October 23, 2018
In geo-political circles it is recognized that China is a rising power. It is both a measured and aspirational phenomenon that has been encouraged by a government which understands that power can be expressed in a multitude of ways and not just by a strong military. Last week, in three separate concerts in three different halls, audiences heard Chinese musical compositions that were made possible by a supportive Chinese government. I heard but one of those concerts, played by Bard’s The Orchestra Now in Carnegie Hall that premiered six compositions by six composers. All six were commissioned specifically for this concert that was the result of a year-long collaboration between the Bard Conservatory of Music’s US-China Music Institute headed by Jindong Cai and China’s Central Conservatory of Music.
It was an incredibly ambitious program for a young institute as it required The Orchestra Now (TON) to master a dozen pieces of contemporary Chinese compositions 11 of which were premiers. TON is composed of young musicians, most of whom are one or two years out of their music schools. They did a superb job led by Jindong Cai and Chen Lin as conductors.
The Carnegie Hall program on Monday night had been preceded by a totally separate program on Sunday afternoon at Lincoln Center and yet another on Saturday night at the Sosnoff Theater of Fisher Center.
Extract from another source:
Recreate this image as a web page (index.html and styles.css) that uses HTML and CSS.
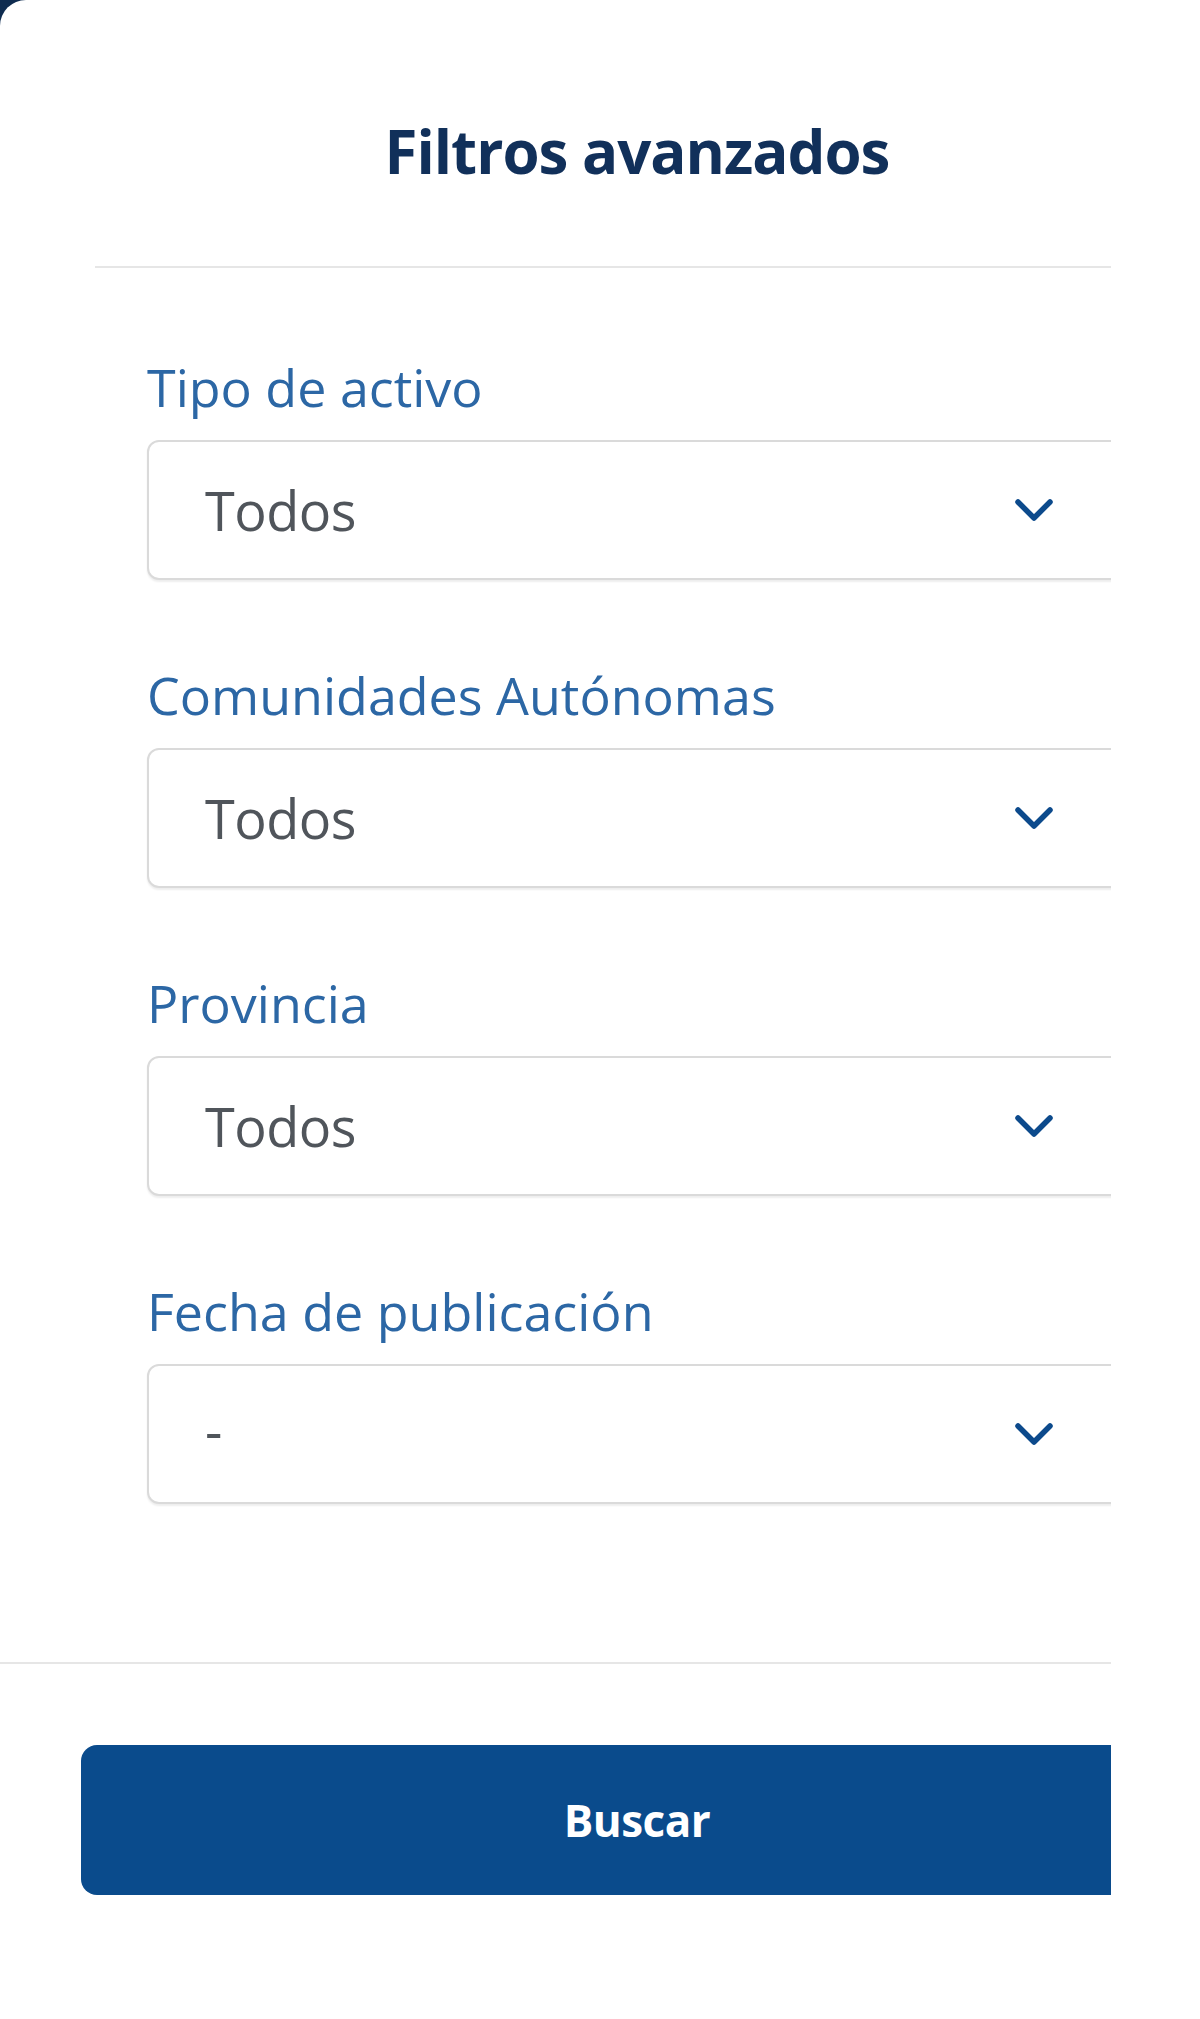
FILE: index.html
```html
<!DOCTYPE html>
<html lang="es">
<head>
<meta charset="utf-8">
<title>Filtros avanzados</title>
<link rel="stylesheet" href="styles.css">
</head>
<body>
<div class="backdrop">
  <div class="sheet">
    <div class="sheet-inner">
      <header class="sheet-header">
        <h1 class="sheet-title">Filtros avanzados</h1>
      </header>
      <hr class="divider divider-top">
      <form class="filters">
        <div class="field">
          <label class="field-label">Tipo de activo</label>
          <div class="select">
            <span class="select-value">Todos</span>
            <svg class="chevron" viewBox="0 0 40 24" width="40" height="24"><polyline points="4,4 20,20 36,4"/></svg>
          </div>
        </div>
        <div class="field">
          <label class="field-label">Comunidades Autónomas</label>
          <div class="select">
            <span class="select-value">Todos</span>
            <svg class="chevron" viewBox="0 0 40 24" width="40" height="24"><polyline points="4,4 20,20 36,4"/></svg>
          </div>
        </div>
        <div class="field">
          <label class="field-label">Provincia</label>
          <div class="select">
            <span class="select-value">Todos</span>
            <svg class="chevron" viewBox="0 0 40 24" width="40" height="24"><polyline points="4,4 20,20 36,4"/></svg>
          </div>
        </div>
        <div class="field">
          <label class="field-label">Fecha de publicación</label>
          <div class="select">
            <span class="select-value select-dash">-</span>
            <svg class="chevron" viewBox="0 0 40 24" width="40" height="24"><polyline points="4,4 20,20 36,4"/></svg>
          </div>
        </div>
      </form>
      <hr class="divider divider-bottom">
      <div class="actions">
        <button class="btn-primary" type="button">Buscar</button>
      </div>
    </div>
  </div>
</div>
</body>
</html>
```

FILE: styles.css
```css
html, body {
  margin: 0;
  padding: 0;
  background: #ffffff;
}

body {
  font-family: "Open Sans", "Noto Sans", sans-serif;
}

.backdrop {
  width: 1111px;
  min-height: 2019px;
  background: #0f2c50;
  display: flex;
}

.sheet {
  flex: 1;
  background: #ffffff;
  border-top-left-radius: 26px;
  overflow: hidden;
}

.sheet-inner {
  width: 1274px;
  display: flex;
  flex-direction: column;
}

.sheet-header {
  padding-top: 111px;
  display: flex;
  justify-content: center;
}

.sheet-title {
  margin: 0;
  font-size: 60px;
  line-height: 80px;
  font-weight: 700;
  letter-spacing: -1px;
  color: #11305a;
}

.divider {
  border: 0;
  height: 2px;
  background: #e6e6e6;
  margin: 0;
}

.divider-top {
  margin: 75px 95px 0 95px;
}

.filters {
  margin: 89px 147px 0 147px;
  display: flex;
  flex-direction: column;
  gap: 85px;
}

.field {
  display: flex;
  flex-direction: column;
}

.field-label {
  font-size: 52px;
  line-height: 60px;
  color: #2c67a5;
  margin-bottom: 23px;
}

.select {
  box-sizing: border-box;
  height: 140px;
  border: 2px solid #dadada;
  border-radius: 12px;
  box-shadow: 0 2px 2px rgba(0, 0, 0, 0.07);
  padding: 0 71px 0 56px;
  display: flex;
  align-items: center;
  justify-content: space-between;
  background: #ffffff;
}

.select-value {
  font-size: 54px;
  color: #50555b;
  letter-spacing: -0.5px;
}

.select-dash {
  position: relative;
  top: -4px;
}

.chevron {
  display: block;
  fill: none;
  stroke: #0c4a8c;
  stroke-width: 5.5;
  stroke-linecap: round;
  stroke-linejoin: round;
}

.divider-bottom {
  margin-top: 158px;
}

.actions {
  padding: 81px 81px 0 81px;
}

.btn-primary {
  width: 100%;
  height: 150px;
  border: 0;
  border-radius: 16px;
  background: #0a4b8c;
  color: #ffffff;
  font-family: "Open Sans", "Noto Sans", sans-serif;
  font-size: 44px;
  font-weight: 700;
  letter-spacing: -0.5px;
  display: flex;
  align-items: center;
  justify-content: center;
}
```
Of the six compositions I heard, one feature that most stood out was the generous use of drums and of all the tools of percussion and timpani. Each of these pieces employed a team of at least five and sometimes seven on the percussion instruments that ranged from the subtle rumblings to triumphant glory.
Chen Xinruo, a composer with the Central Conservancy who has scored many films, created music inspired by what he imagined were the sounds made by the instruments of the Tang Dynasty (618-906). They were varied – a moment that might have been Debussy quickly changed to a panoramic review of sounds both quiet and dramatic and then triumphant with the crashing of the bass drum. One could imagine a horde of horsemen charging, clashing with an enemy and crushing them underneath all to the deafening sounds of drums.
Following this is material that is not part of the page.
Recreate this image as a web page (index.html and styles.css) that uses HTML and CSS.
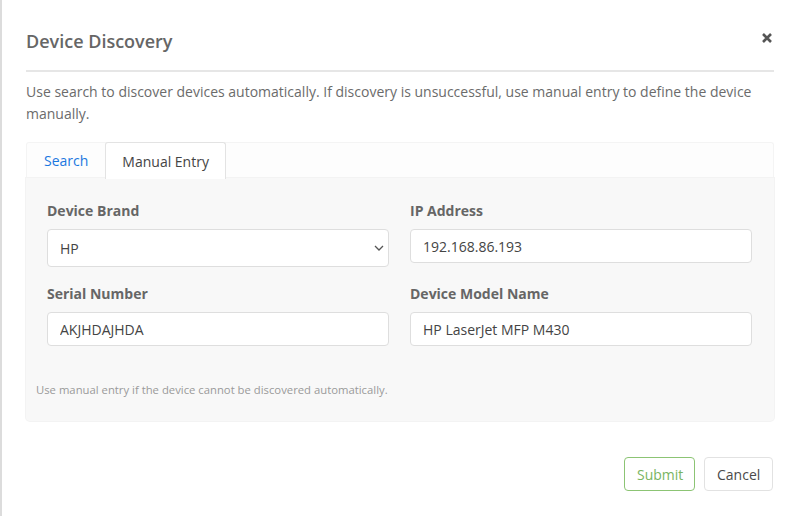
FILE: index.html
```html
<!DOCTYPE html>
<html lang="en">
<head>
<meta charset="utf-8">
<title>Device Discovery</title>
<link rel="stylesheet" href="styles.css">
</head>
<body>
<div class="modal">
  <div class="modal-header">
    <h1 class="modal-title">Device Discovery</h1>
    <button class="close" type="button" aria-label="Close">
      <svg width="12" height="12" viewBox="0 0 12 12"><path d="M2 2 L10 10 M10 2 L2 10" stroke="#555" stroke-width="2.6" stroke-linecap="butt"/></svg>
    </button>
  </div>
  <p class="intro">Use search to discover devices automatically. If discovery is unsuccessful, use manual entry to define the device manually.</p>
  <div class="tabs">
    <a class="tab tab-link" href="#">Search</a>
    <span class="tab tab-active">Manual Entry</span>
  </div>
  <div class="panel">
    <div class="form-grid">
      <div class="field">
        <label class="label">Device Brand</label>
        <div class="select-wrap">
          <select class="control select"><option>HP</option></select>
          <svg class="chevron" width="10" height="6" viewBox="0 0 10 6"><path d="M1 1 L5 5 L9 1" fill="none" stroke="#555" stroke-width="1.3"/></svg>
        </div>
      </div>
      <div class="field">
        <label class="label">IP Address</label>
        <input class="control input" value="192.168.86.193">
      </div>
      <div class="field">
        <label class="label">Serial Number</label>
        <input class="control input" value="AKJHDAJHDA">
      </div>
      <div class="field">
        <label class="label">Device Model Name</label>
        <input class="control input" value="HP LaserJet MFP M430">
      </div>
    </div>
    <p class="help">Use manual entry if the device cannot be discovered automatically.</p>
  </div>
  <div class="footer">
    <button class="btn btn-submit" type="button">Submit</button>
    <button class="btn btn-cancel" type="button">Cancel</button>
  </div>
</div>
</body>
</html>
```
FILE: styles.css
```css
html, body {
  margin: 0;
  padding: 0;
  background: #fff;
}
body {
  font-family: "Open Sans", "Noto Sans", sans-serif;
  color: #666;
  width: 798px;
  height: 516px;
  overflow: hidden;
}
.modal {
  box-sizing: border-box;
  height: 516px;
  border-left: 2px solid #dcdcdc;
  padding: 0 24px 0 24px;
}
.modal-header {
  display: flex;
  align-items: center;
  justify-content: space-between;
  box-sizing: border-box;
  height: 72px;
  padding-top: 10px;
  border-bottom: 2px solid #e6e6e6;
}
.modal-title {
  margin: 0;
  font-size: 18px;
  font-weight: 600;
  color: #666;
  line-height: 24px;
  padding-top: 1px;
}
.close {
  border: 0;
  background: none;
  padding: 0;
  margin-right: 1px;
  margin-bottom: 4px;
  display: flex;
  cursor: pointer;
}
.intro {
  margin: 9px 0 0 0;
  font-size: 14px;
  line-height: 22px;
  color: #6b6b6b;
}
.tabs {
  margin-top: 17px;
  display: flex;
  height: 36px;
  background: #fdfdfd;
  border: 1px solid #f4f4f4;
  border-bottom: 0;
  box-sizing: border-box;
  border-radius: 3px 3px 0 0;
}
.tab {
  display: flex;
  align-items: center;
  padding: 0 16px;
  font-size: 14px;
  height: 36px;
  box-sizing: border-box;
  margin-top: -1px;
  border: 1px solid transparent;
  border-bottom: 0;
}
.tab-link {
  color: #1b78e0;
  text-decoration: none;
}
.tab-active {
  color: #444;
  background: #fff;
  border-color: #e3e3e3;
  border-radius: 3px 3px 0 0;
  height: 37px;
}
.panel {
  background: #f8f8f8;
  padding: 23px 22px 23px 10px;
  border-radius: 0 0 4px 4px;
  box-shadow: 0 0 0 1px #f3f3f3;
}
.form-grid {
  margin-left: 11px;
  display: grid;
  grid-template-columns: 1fr 1fr;
  column-gap: 21px;
  row-gap: 17px;
  align-items: start;
}
.field {
  display: flex;
  flex-direction: column;
}
.label {
  font-size: 14px;
  font-weight: 700;
  line-height: 20px;
  color: #666;
  margin-bottom: 8px;
}
.control {
  box-sizing: border-box;
  width: 100%;
  border: 1px solid #dedede;
  border-radius: 4px;
  background: #fff;
  font-family: "Open Sans", "Noto Sans", sans-serif;
  font-size: 14px;
  color: #444;
  padding: 0 12px;
  margin: 0;
  outline: none;
}
.input {
  height: 34px;
}
.select-wrap {
  position: relative;
}
.select {
  height: 38px;
  appearance: none;
  -webkit-appearance: none;
}
.chevron {
  position: absolute;
  right: 5px;
  top: 16px;
}
.help {
  margin: 36px 0 0 0;
  font-size: 11.3px;
  line-height: 16px;
  color: #9a9a9a;
}
.footer {
  display: flex;
  justify-content: flex-end;
  gap: 9px;
  margin-top: 36px;
  padding-right: 1px;
}
.btn {
  height: 34px;
  box-sizing: border-box;
  background: #fff;
  border-radius: 4px;
  font-family: "Open Sans", "Noto Sans", sans-serif;
  font-size: 14px;
  padding: 0 12px;
  cursor: pointer;
}
.btn-submit {
  border: 1px solid #8cc474;
  color: #79b561;
  width: 71px;
}
.btn-cancel {
  border: 1px solid #e2e2e2;
  color: #4a4a4a;
  width: 69px;
}
```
Ching Ping in his program note mentions “the unknown code of humanity” in the context of the “mutual exclusion of quantum mechanics and general relativity.” The artist needs to communicate between nature, science and the environment. Bird song, rumblings, a dawning presence, a big bang and lots of orchestral color show a command of using western instruments to make new and interesting sounds; this piece, and those that followed, could not have been written by a westerner steeped in the classics.
Jia Guoping’s “The Landscape of the Northern Country” uses as its text the poem “Snow” written by Mao Zedong in 1936 that depicts the magnificent landscape of Shanxi Provence. “The mountains dance like silver snakes, and the highlands charge like wax-hued elephants.” Charging elephants make for thunderous drumming.
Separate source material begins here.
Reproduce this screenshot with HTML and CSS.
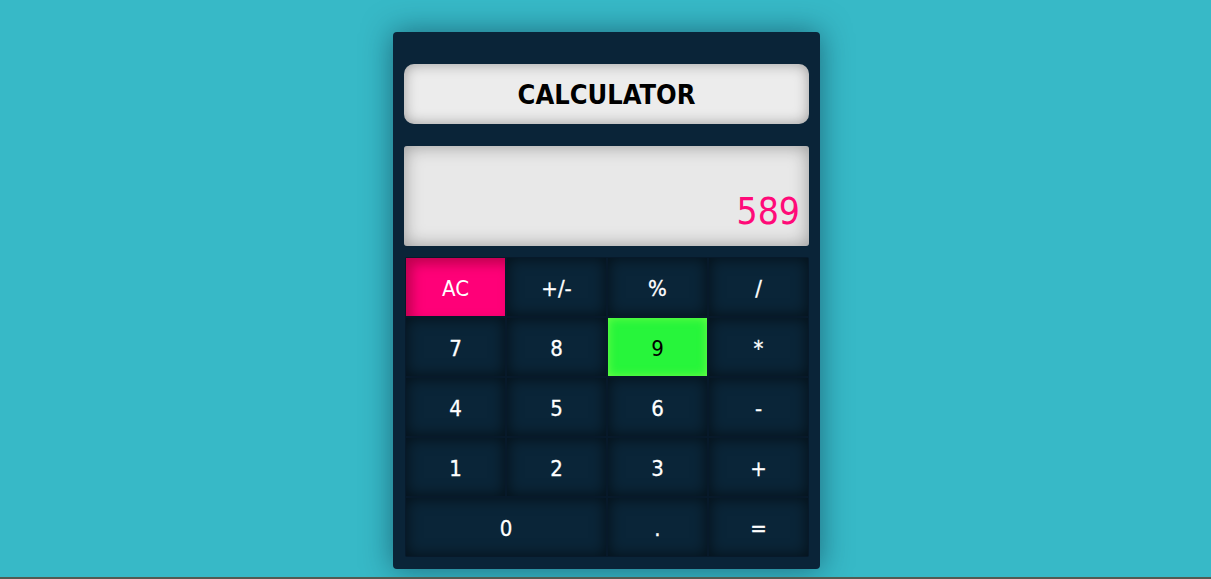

Tang Jianping’s “Realmorphism, an orchestral study in tone color and dynamics” is a tone poem with long chords and rich sounds evoking sighs. I think I heard a flock of turkeys, a fog horn, effervescent breeze and the jangle of Buddist bells. The notes refer to a walk in the woods, the Jietai Temple and a scented forest, all poetic evocations brought out by the elegant conducting of Chen Lin.
Qin Wenchen’s “The Light of the Deities” takes us to Tibet with this haiku:
Back to our mountains .
The light of the deities on the desolate plateau.
His note says his childhood was spent on the grassland of Inner Mongolia; that he moved by nature, that “the greatest art in in nature.” He did a good job with making art with the sounds of the orchestra, evoking the sounds of wind and arid highlands. This was a well-balanced piece with the drums building in intensity at the end.
The final piece by Guo Wenjing called “Zang” was the most poetic of the six. The notes explain Tibetan references: the dance music of the Lamas (Zang), the sacred bird, a memorial service. “The piece is a pilgrimage of the composer’s heart.” This piece ended quietly.
The audience was most appreciative of the range and talents showed in these compositions and the talents of the orchestra in performing music that for them was entirely new. It was new to us, too. It revealed a pride and a confidence that reflects China as a rising power. Don’t be surprised if one or more of these pieces turns up in an orchestral program. The time is ripe. All these pieces are by talented composers who well understand how to use an orchestra.
Stephen Kaye is a member of the Bard Music Conservatory advisory board.